It has often been repeated, and indeed it is true - a diagnosis of breast cancer is not a death sentence. When breast cancers are caught in their early stages, the chances of survival are still excellent when treatment is started as quickly as possible.
However, when the subject is breast cancer survival, medical professionals do not speak of their patients being cured. Instead, the term used is 'in remission'. The goal of all cancer treatment is ultimately to send cancer into remission, and treatments for breast cancer are only considered successful when this status has been achieved.
But what is remission, and how is it different from an actual cure? Is there any point at which it makes sense to speak of breast cancer being cured? And what about the term 'cancer-free': is that something different than remission? These are just a few of the questions anyone diagnosed with breast cancer may want to have answered as they battle to reverse the advance of this disease.

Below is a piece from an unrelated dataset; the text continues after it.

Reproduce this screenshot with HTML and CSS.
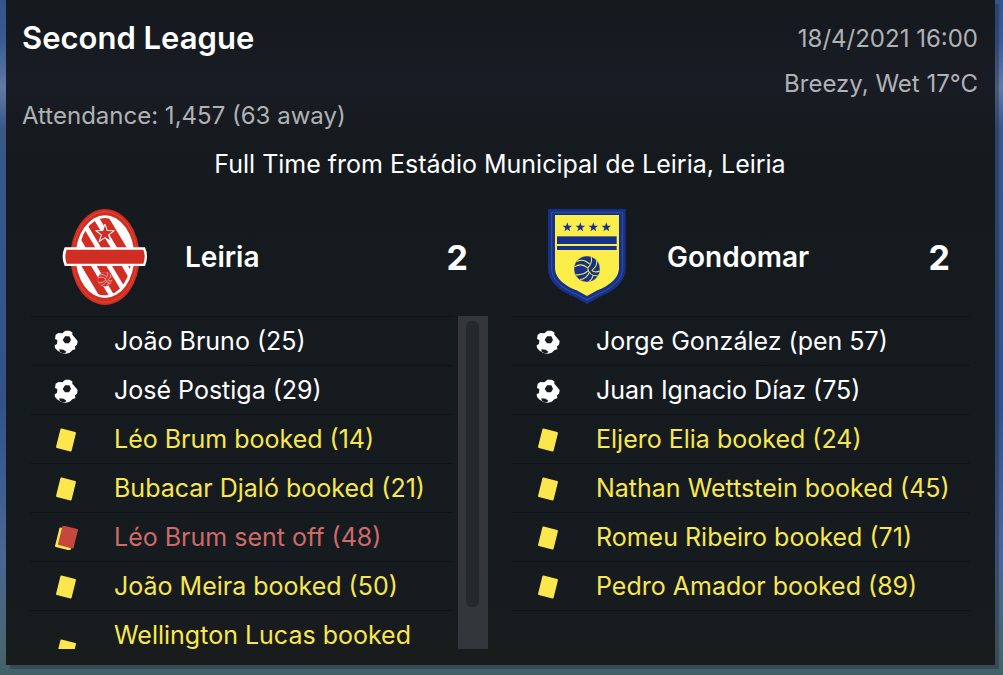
FILE: index.html
```html
<!DOCTYPE html>
<html lang="en">
<head>
  <meta charset="UTF-8">
  <meta name="viewport" content="width=device-width, initial-scale=1">
  <title>Leiria 2 - 2 Gondomar</title>
  <link rel="stylesheet" href="styles.css">
</head>
<body>

<!-- shared icons -->
<svg class="sprite" aria-hidden="true">
  <symbol id="goal" viewBox="0 0 72 72">
    <path fill="#fff" d="M5 14 L13 9 L25 10 L34 2 L46 2 L55 7 L55 14 L66 27 L71 34 L69 44 L63 49 L64 58 L56 60 L47 68 L36 71 L22 69 L11 62 L3 54 L2 46 L9 42 L10 30 L3 27 Z"/>
    <path fill="#171c20" d="M33 19 L46 19 L51 30 L45 40 L33 40 L26 30 Z"/>
    <path fill="#171c20" d="M16 58 L29 59 L37 65 L34 69 L24 69 L17 65 Z"/>
  </symbol>
  <symbol id="yellow" viewBox="0 0 24 24">
    <rect x="4" y="2" width="16" height="20" rx="1" fill="#fbe64d" transform="rotate(14 12 12)"/>
  </symbol>
  <symbol id="second-yellow" viewBox="0 0 24 24">
    <rect x="3" y="3" width="16" height="20" rx="1" fill="#f8e750" transform="rotate(14 11 13)"/>
    <rect x="6" y="1" width="16" height="20" rx="1" fill="#c4483e" transform="rotate(14 14 11)"/>
  </symbol>
  <symbol id="star" viewBox="-14 -14 28 28">
    <path d="M0 -14 L3.3 -4.5 L13.3 -4.3 L5.3 1.7 L8.2 11.3 L0 5.6 L-8.2 11.3 L-5.3 1.7 L-13.3 -4.3 L-3.3 -4.5 Z"/>
  </symbol>
  <symbol id="volleyball" viewBox="-40 -40 80 80">
    <circle r="38"/>
    <g fill="none" stroke-width="3">
      <path d="M2 -3 C-10 -14 -24 -14 -36 -7"/>
      <path d="M8 -14 C-4 -26 -18 -28 -29 -22"/>
      <path d="M2 -3 C12 -12 15 -24 12 -36"/>
      <path d="M14 4 C27 -5 30 -15 28 -25"/>
      <path d="M2 -3 C4 12 14 20 31 20"/>
      <path d="M14 4 C20 9 28 10 37 6"/>
      <path d="M3 5 C-6 15 -18 18 -33 17"/>
      <path d="M6 12 C0 24 -8 30 -20 31"/>
      <path d="M18 18 C16 28 12 33 5 37"/>
    </g>
  </symbol>
</svg>

<main class="match">
  <header class="match-header">
    <div>
      <h1>Second League</h1>
      <p class="attendance">Attendance: 1,457 (63 away)</p>
    </div>
    <div class="conditions">
      <p>18/4/2021 16:00</p>
      <p>Breezy, Wet 17°C</p>
    </div>
  </header>

  <p class="status">Full Time from Estádio Municipal de Leiria, Leiria</p>

  <div class="teams">
    <section class="team">
      <div class="team-header">
        <svg class="crest" viewBox="36 24 258 294" role="img" aria-label="Leiria crest">
          <clipPath id="oval"><ellipse cx="165" cy="170" rx="79" ry="116"/></clipPath>
          <ellipse cx="165" cy="171" rx="104" ry="144" fill="#d02d23"/>
          <ellipse cx="165" cy="171" rx="96" ry="136" fill="none" stroke="#e4593e" stroke-width="2"/>
          <ellipse cx="165" cy="170" rx="88" ry="124" fill="#fff"/>
          <g clip-path="url(#oval)" stroke="#d02d23" stroke-width="25">
            <path d="M2 20 L182 320"/>
            <path d="M48 20 L228 320"/>
            <path d="M94 20 L274 320"/>
            <path d="M142 20 L322 320"/>
          </g>
          <use href="#star" x="136" y="72" width="58" height="58" fill="#d02d23" stroke="#fff" stroke-width="1.5"/>
          <use href="#volleyball" x="142" y="215" width="46" height="46" fill="#d02d23" stroke="#fff"/>
          <path d="M44 142 H285 Q297 170 285 198 H44 Q32 170 44 142 Z" fill="#fff"/>
          <path d="M50 149 H280 Q288 170 280 191 H50 Q42 170 50 149 Z" fill="#d02d23"/>
        </svg>
        <h2>Leiria</h2>
        <span class="score">2</span>
      </div>
      <div class="scroller">
        <ul class="events">
          <li><svg><use href="#goal"/></svg><span>João Bruno (25)</span></li>
          <li><svg><use href="#goal"/></svg><span>José Postiga (29)</span></li>
          <li class="booked"><svg><use href="#yellow"/></svg><span>Léo Brum booked (14)</span></li>
          <li class="booked"><svg><use href="#yellow"/></svg><span>Bubacar Djaló booked (21)</span></li>
          <li class="sent-off"><svg><use href="#second-yellow"/></svg><span>Léo Brum sent off (48)</span></li>
          <li class="booked"><svg><use href="#yellow"/></svg><span>João Meira booked (50)</span></li>
          <li class="booked"><svg><use href="#yellow"/></svg><span>Wellington Lucas booked (68)</span></li>
        </ul>
        <div class="scrollbar"><div class="thumb"></div></div>
      </div>
    </section>

    <section class="team">
      <div class="team-header">
        <svg class="crest" viewBox="30 24 258 294" role="img" aria-label="Gondomar crest">
          <path d="M42 27 H275 V205 C275 250 232 277 196 291 L159 312 L122 291 C86 277 42 250 42 205 Z" fill="#16318c"/>
          <path d="M53 37 H265 V205 C265 243 228 268 192 282 L159 300 L126 282 C90 268 53 243 53 205 Z" fill="none" stroke="#536394" stroke-width="2"/>
          <path d="M63 45 H255 V203 C255 237 222 258 190 271 L159 288 L128 271 C96 258 63 237 63 203 Z" fill="#fbee4b"/>
          <g fill="#16318c">
            <use href="#star" x="85" y="67" width="30" height="30"/>
            <use href="#star" x="124" y="67" width="30" height="30"/>
            <use href="#star" x="163" y="67" width="30" height="30"/>
            <use href="#star" x="202" y="67" width="30" height="30"/>
            <rect x="69" y="109" width="179" height="23"/>
            <rect x="69" y="138" width="179" height="12"/>
          </g>
          <use href="#volleyball" x="118" y="166" width="82" height="82" fill="#16318c" stroke="#fbee4b"/>
        </svg>
        <h2>Gondomar</h2>
        <span class="score">2</span>
      </div>
      <div class="scroller">
        <ul class="events">
          <li><svg><use href="#goal"/></svg><span>Jorge González (pen 57)</span></li>
          <li><svg><use href="#goal"/></svg><span>Juan Ignacio Díaz (75)</span></li>
          <li class="booked"><svg><use href="#yellow"/></svg><span>Eljero Elia booked (24)</span></li>
          <li class="booked"><svg><use href="#yellow"/></svg><span>Nathan Wettstein booked (45)</span></li>
          <li class="booked"><svg><use href="#yellow"/></svg><span>Romeu Ribeiro booked (71)</span></li>
          <li class="booked"><svg><use href="#yellow"/></svg><span>Pedro Amador booked (89)</span></li>
        </ul>
      </div>
    </section>
  </div>
</main>

</body>
</html>
```

FILE: styles.css
```css
* {
  box-sizing: border-box;
}

body {
  margin: 0;
  height: 100vh;
  padding: 0 8px 10px 6px;
  display: flex;
  font: 25px/31px Inter, "Open Sans", sans-serif;
  color: #fff;
  background: linear-gradient(to bottom, #34548c 0, #3a5a92 6%, #627aa4 13%, #3a5788 19%, #34528a 60%, #4b6695 82%, #48656f 96%, #426068 100%);
}

h1, h2, p, ul {
  margin: 0;
  padding: 0;
}

.sprite {
  position: absolute;
  width: 0;
  height: 0;
}

.match {
  flex: 1;
  min-width: 0;
  display: flex;
  flex-direction: column;
  padding: 16px 25px 16px 24px;
  background: linear-gradient(to bottom, #14191e 0, #191c24 12%, #151a1e 24%, #161b20 85%, #191c1c 100%);
  box-shadow: 4px 4px 0 rgba(30, 35, 50, 0.35);
}

.match-header {
  display: flex;
  justify-content: space-between;
  margin: 0 -8px;
  font-size: 24px;
  color: #b0b2b4;
}

h1 {
  font-size: 31px;
  line-height: 44px;
  font-weight: 600;
  color: #fff;
}

.attendance {
  margin-top: 40px;
}

.conditions {
  text-align: right;
  line-height: 45px;
}

.status {
  margin: 18px 0 20px;
  text-align: center;
}

.teams {
  flex: 1;
  min-height: 0;
  display: grid;
  grid-template-columns: 1fr 1fr;
  gap: 24px;
}

.team {
  display: flex;
  flex-direction: column;
  min-height: 0;
}

.team-header {
  display: flex;
  align-items: center;
  height: 116px;
  padding: 0 20px 2px 32px;
}

.crest {
  width: 86px;
  height: 98px;
  margin-right: 37px;
}

h2 {
  flex: 1;
  font-size: 28px;
  font-weight: 600;
}

.score {
  font-size: 34px;
  font-weight: 700;
}

.scroller {
  flex: 1;
  min-height: 0;
  display: flex;
  gap: 6px;
  overflow: hidden;
}

.events {
  flex: 1;
  list-style: none;
}

.events li {
  display: flex;
  align-items: center;
  gap: 36px;
  padding: 9px 16px 8px 24px;
  border-top: 1px solid #10141a;
}

.events li:last-child {
  border-bottom: 1px solid #10141a;
}

.events svg {
  flex: none;
  width: 24px;
  height: 24px;
}

.events .booked {
  color: #f8e750;
}

.events .sent-off {
  color: #cf6a68;
}

.scrollbar {
  width: 30px;
  padding: 5px 9px 42px 8px;
  background: #33363a;
}

.thumb {
  height: 100%;
  border-radius: 6px;
  background: #25282c;
}
```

The Definition of Remission
The first goal of breast cancer treatments is to halt the spread of the disease in the body. Once this objective has been accomplished, the next step is to continue treatments in order to send cancer symptoms and other physical manifestations of the disease into actual retreat. If these efforts are successful, and metastasis has been stopped and tumors have begun shrinking, it may be possible to start speaking of the patient's cancer as being in partial remission.
Remission in essence means that cancer symptoms and signs are in the process of disappearing. The logical conclusion to this process is reached when doctors can no longer find any signs of cancer in the body, at which point it is said that the cancer is in complete remission. So even though remission technically defines an ongoing process, the word will continue to be used even after no more signs of the disease are evident.
Why 'In Remission' Does Not Mean Cured
When it is said that the signs of cancer are no longer in evidence, this means that doctors cannot find any cancer cells using current methods of detection. Just because cancer cells cannot be detected, however, does not mean they are not there. Microscopic numbers of cancer cells may still be present and perhaps medical science will someday improve their detection technologies enough to find cancer cells that are currently being missed. This is important, because those remaining "hidden" cells could cause a future recurrence of the disease.
Because of this possibility, doctors resist using the word cured in connection with a breast cancer that is no longer detectable. Of course, to speak of cancer being in remission at this point is not really technically correct either, since the actual status of the cancer in the body is unknown. However, medical professionals tend to use this terminology because it helps communicate the idea that breast cancer is dynamic and unpredictable, and just because it is apparently gone now does not mean it cannot return at some future time. In a sense, a breast cancer patient no longer showing symptoms of her cancer is in a kind of limbo - and thus, the cancer is spoken of as being in remission rather being cured.